• [INFORMATION SUPPLIED]:
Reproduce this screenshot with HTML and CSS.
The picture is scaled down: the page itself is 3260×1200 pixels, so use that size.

* * *

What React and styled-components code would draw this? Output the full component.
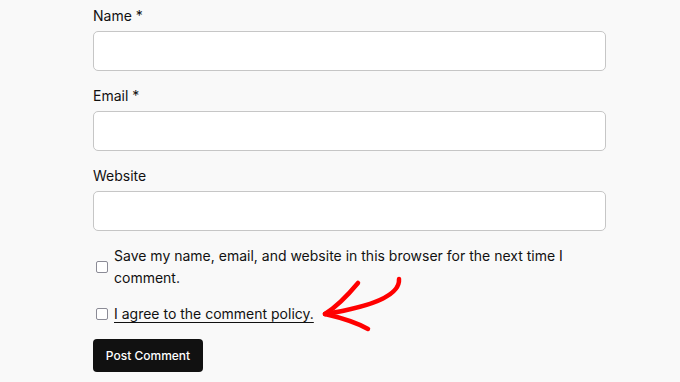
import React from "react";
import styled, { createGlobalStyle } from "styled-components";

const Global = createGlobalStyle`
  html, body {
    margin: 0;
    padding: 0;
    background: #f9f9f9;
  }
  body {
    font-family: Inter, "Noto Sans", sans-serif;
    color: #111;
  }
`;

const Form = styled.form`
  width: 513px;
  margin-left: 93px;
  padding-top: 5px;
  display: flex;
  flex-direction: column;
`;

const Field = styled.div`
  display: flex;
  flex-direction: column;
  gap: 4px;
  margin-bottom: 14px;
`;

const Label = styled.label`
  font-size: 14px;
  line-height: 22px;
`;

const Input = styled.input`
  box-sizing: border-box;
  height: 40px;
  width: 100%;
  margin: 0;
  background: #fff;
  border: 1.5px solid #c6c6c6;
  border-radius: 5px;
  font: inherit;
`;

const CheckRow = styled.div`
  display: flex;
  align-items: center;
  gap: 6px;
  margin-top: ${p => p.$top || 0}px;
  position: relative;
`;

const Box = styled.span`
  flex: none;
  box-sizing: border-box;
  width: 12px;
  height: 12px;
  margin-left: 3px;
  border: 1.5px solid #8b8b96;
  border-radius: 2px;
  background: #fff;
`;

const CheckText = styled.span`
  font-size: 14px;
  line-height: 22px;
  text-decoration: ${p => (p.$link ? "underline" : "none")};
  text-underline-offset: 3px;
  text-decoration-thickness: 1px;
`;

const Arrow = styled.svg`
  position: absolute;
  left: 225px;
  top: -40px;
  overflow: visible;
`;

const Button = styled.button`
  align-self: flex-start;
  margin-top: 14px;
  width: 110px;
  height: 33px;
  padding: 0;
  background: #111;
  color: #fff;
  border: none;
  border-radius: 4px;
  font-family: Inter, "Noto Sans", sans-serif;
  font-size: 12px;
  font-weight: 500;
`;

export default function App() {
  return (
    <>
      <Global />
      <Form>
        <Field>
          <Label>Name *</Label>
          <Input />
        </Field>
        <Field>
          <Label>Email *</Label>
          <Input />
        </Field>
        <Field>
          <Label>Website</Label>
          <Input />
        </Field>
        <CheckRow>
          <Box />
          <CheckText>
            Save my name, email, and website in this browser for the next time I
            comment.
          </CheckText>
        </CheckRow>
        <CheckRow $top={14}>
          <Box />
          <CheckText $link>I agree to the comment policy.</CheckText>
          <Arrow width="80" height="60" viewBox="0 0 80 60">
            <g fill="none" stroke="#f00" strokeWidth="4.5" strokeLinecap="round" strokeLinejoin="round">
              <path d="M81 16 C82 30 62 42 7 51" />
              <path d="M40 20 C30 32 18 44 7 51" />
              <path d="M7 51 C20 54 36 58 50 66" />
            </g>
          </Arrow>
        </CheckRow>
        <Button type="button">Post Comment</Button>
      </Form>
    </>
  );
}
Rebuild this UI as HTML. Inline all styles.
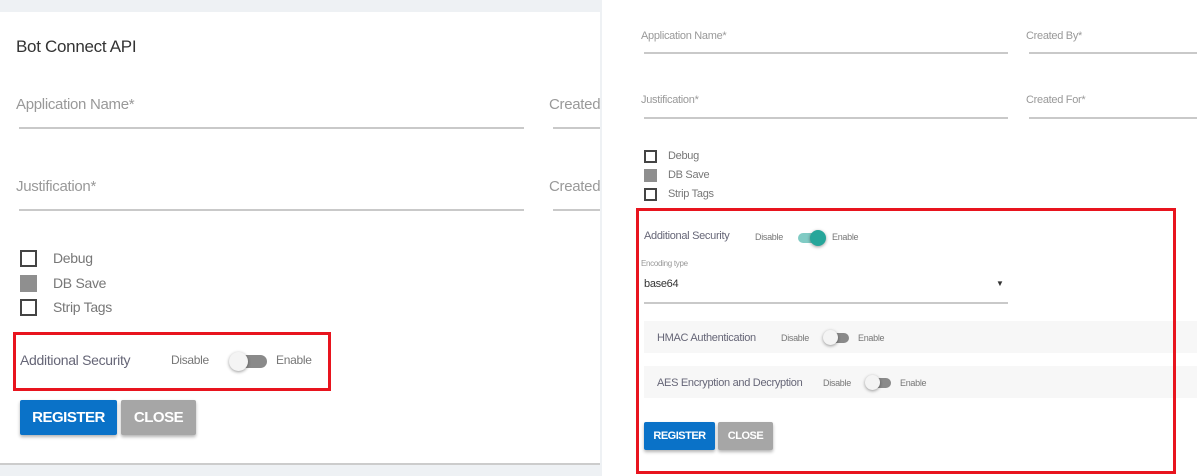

--

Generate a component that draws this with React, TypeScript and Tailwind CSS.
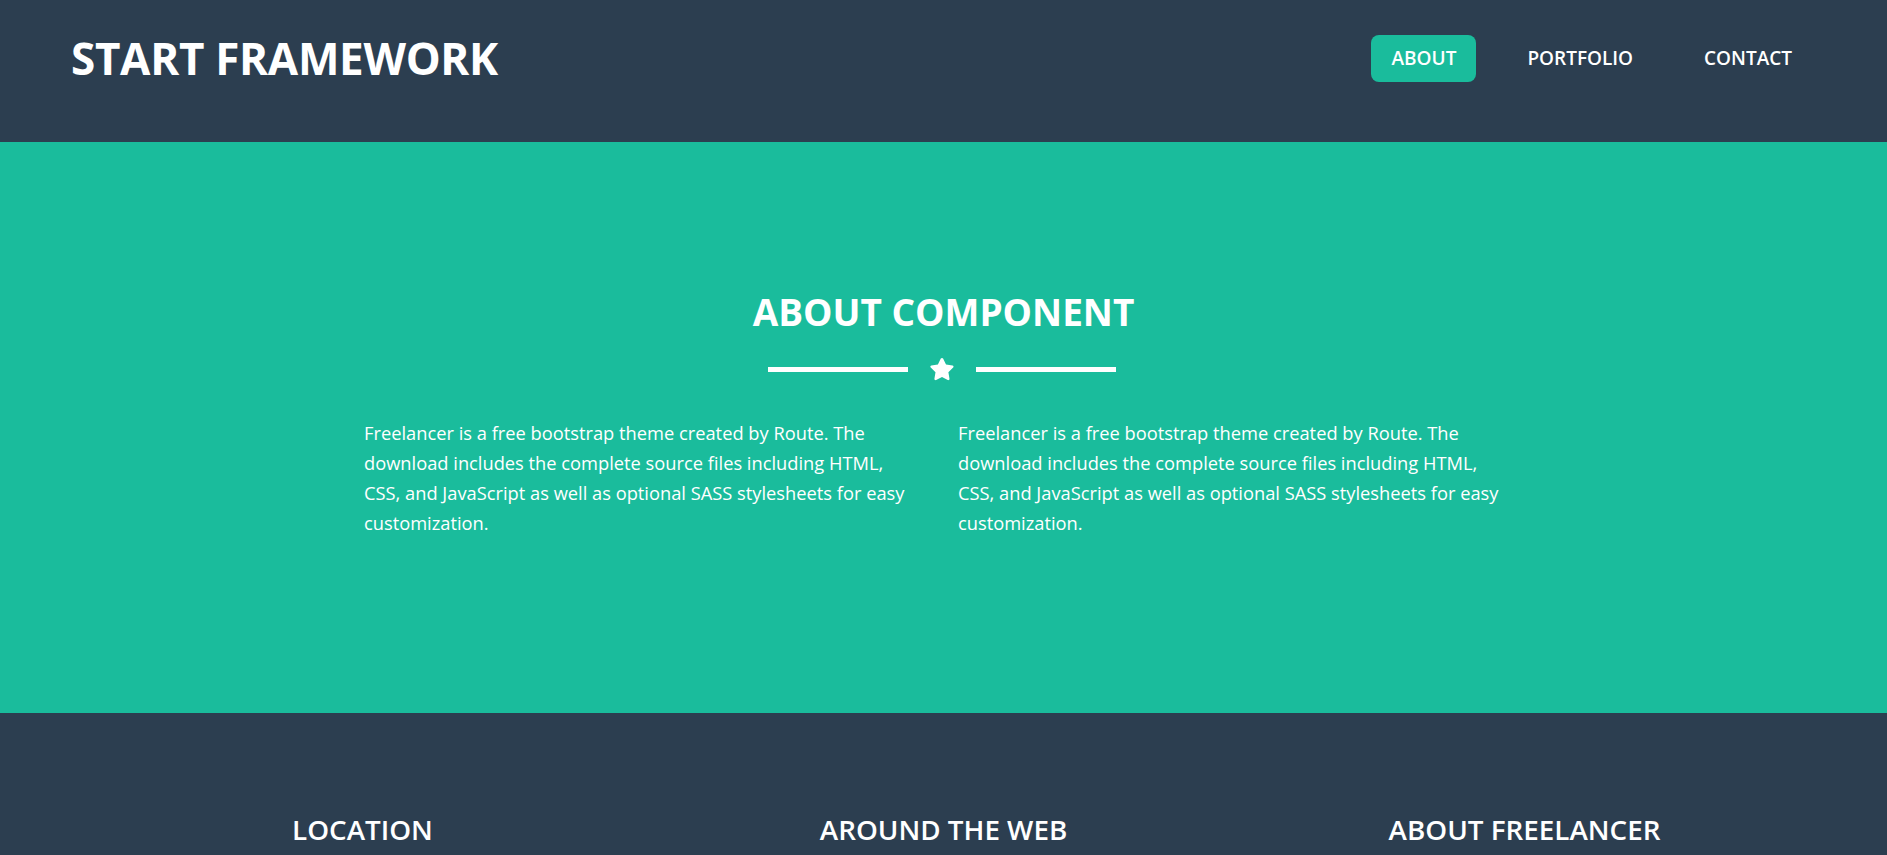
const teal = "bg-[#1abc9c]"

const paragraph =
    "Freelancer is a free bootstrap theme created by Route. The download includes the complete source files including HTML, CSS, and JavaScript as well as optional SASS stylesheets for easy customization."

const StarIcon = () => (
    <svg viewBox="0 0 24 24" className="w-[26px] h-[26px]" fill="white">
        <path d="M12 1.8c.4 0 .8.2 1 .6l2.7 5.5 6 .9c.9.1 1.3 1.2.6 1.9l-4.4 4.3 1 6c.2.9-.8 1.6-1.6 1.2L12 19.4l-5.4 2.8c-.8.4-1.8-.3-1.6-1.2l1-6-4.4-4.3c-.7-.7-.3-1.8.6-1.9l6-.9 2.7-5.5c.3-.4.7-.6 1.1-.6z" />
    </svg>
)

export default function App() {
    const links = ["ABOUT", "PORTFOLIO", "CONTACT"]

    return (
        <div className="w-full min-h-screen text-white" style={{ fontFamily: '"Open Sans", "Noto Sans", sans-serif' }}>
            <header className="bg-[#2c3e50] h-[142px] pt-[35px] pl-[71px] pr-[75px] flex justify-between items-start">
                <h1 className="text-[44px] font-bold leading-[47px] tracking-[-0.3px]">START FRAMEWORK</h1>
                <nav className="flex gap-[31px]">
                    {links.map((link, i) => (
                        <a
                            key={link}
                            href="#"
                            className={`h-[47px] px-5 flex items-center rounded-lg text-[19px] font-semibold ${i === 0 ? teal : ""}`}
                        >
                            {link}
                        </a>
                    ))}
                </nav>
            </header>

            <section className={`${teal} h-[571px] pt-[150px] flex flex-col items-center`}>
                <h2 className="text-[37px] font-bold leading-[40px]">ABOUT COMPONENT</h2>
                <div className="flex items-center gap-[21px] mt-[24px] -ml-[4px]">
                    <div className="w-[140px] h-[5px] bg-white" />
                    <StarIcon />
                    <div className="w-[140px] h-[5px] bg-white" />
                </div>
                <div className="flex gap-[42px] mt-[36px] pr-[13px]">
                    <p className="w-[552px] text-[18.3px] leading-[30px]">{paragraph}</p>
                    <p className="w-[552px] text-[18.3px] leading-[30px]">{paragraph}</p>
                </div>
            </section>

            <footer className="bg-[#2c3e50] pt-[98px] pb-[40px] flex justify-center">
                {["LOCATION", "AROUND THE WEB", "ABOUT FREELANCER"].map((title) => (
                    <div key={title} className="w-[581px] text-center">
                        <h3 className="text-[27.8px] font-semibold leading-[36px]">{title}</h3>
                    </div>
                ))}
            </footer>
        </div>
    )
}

• [GOAL]: Each line from the line with "Reproduce this screenshot with HTML and CSS." to the line with "The picture is" is to be echoed exactly; both boundary lines are included, and nothing else is to be output.

• [SOLUTION TO THE PROBLEM]:
Reproduce this screenshot with HTML and CSS.
The picture is scaled down: the page itself is 3260×1200 pixels, so use that size.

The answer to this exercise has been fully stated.